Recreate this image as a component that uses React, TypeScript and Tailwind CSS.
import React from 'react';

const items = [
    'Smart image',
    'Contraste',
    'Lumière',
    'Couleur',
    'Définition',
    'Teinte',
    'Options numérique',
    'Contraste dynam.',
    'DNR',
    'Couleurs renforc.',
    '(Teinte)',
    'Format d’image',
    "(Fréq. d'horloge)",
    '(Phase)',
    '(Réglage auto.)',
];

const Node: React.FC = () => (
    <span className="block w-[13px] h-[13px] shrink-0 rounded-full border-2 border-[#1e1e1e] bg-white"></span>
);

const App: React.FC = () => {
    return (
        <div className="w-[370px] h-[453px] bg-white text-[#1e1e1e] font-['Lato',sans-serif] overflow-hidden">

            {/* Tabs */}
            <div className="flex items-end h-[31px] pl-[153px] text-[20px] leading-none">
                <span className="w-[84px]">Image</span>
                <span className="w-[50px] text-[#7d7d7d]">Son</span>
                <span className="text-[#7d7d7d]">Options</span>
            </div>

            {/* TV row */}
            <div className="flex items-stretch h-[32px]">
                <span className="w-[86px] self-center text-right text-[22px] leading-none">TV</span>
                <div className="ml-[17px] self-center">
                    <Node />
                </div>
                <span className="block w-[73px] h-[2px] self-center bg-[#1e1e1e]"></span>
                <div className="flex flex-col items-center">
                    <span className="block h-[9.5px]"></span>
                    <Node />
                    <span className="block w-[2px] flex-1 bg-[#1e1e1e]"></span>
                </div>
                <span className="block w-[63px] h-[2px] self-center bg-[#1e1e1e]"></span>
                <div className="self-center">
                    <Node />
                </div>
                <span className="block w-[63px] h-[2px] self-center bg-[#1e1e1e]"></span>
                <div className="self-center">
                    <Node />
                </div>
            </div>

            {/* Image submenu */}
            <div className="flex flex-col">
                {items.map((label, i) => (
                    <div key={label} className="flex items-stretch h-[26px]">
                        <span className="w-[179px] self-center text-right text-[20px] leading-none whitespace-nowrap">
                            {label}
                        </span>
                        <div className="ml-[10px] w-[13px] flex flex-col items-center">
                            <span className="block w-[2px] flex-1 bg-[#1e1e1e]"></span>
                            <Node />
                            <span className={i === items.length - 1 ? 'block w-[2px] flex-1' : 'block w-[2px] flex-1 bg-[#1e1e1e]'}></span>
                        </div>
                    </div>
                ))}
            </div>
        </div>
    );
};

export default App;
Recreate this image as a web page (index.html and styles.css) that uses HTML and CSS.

========

### [Exercise requirements]
Starting at the first line of the records above, please copy each line exactly until you reach the line containing "h-[453px] bg-white text-[#1e1e1e]". Include that line and stop there.

### [Written solution]
Recreate this image as a component that uses React, TypeScript and Tailwind CSS.
import React from 'react';

const items = [
    'Smart image',
    'Contraste',
    'Lumière',
    'Couleur',
    'Définition',
    'Teinte',
    'Options numérique',
    'Contraste dynam.',
    'DNR',
    'Couleurs renforc.',
    '(Teinte)',
    'Format d’image',
    "(Fréq. d'horloge)",
    '(Phase)',
    '(Réglage auto.)',
];

const Node: React.FC = () => (
    <span className="block w-[13px] h-[13px] shrink-0 rounded-full border-2 border-[#1e1e1e] bg-white"></span>
);

const App: React.FC = () => {
    return (
        <div className="w-[370px] h-[453px] bg-white text-[#1e1e1e] font-['Lato',sans-serif] overflow-hidden">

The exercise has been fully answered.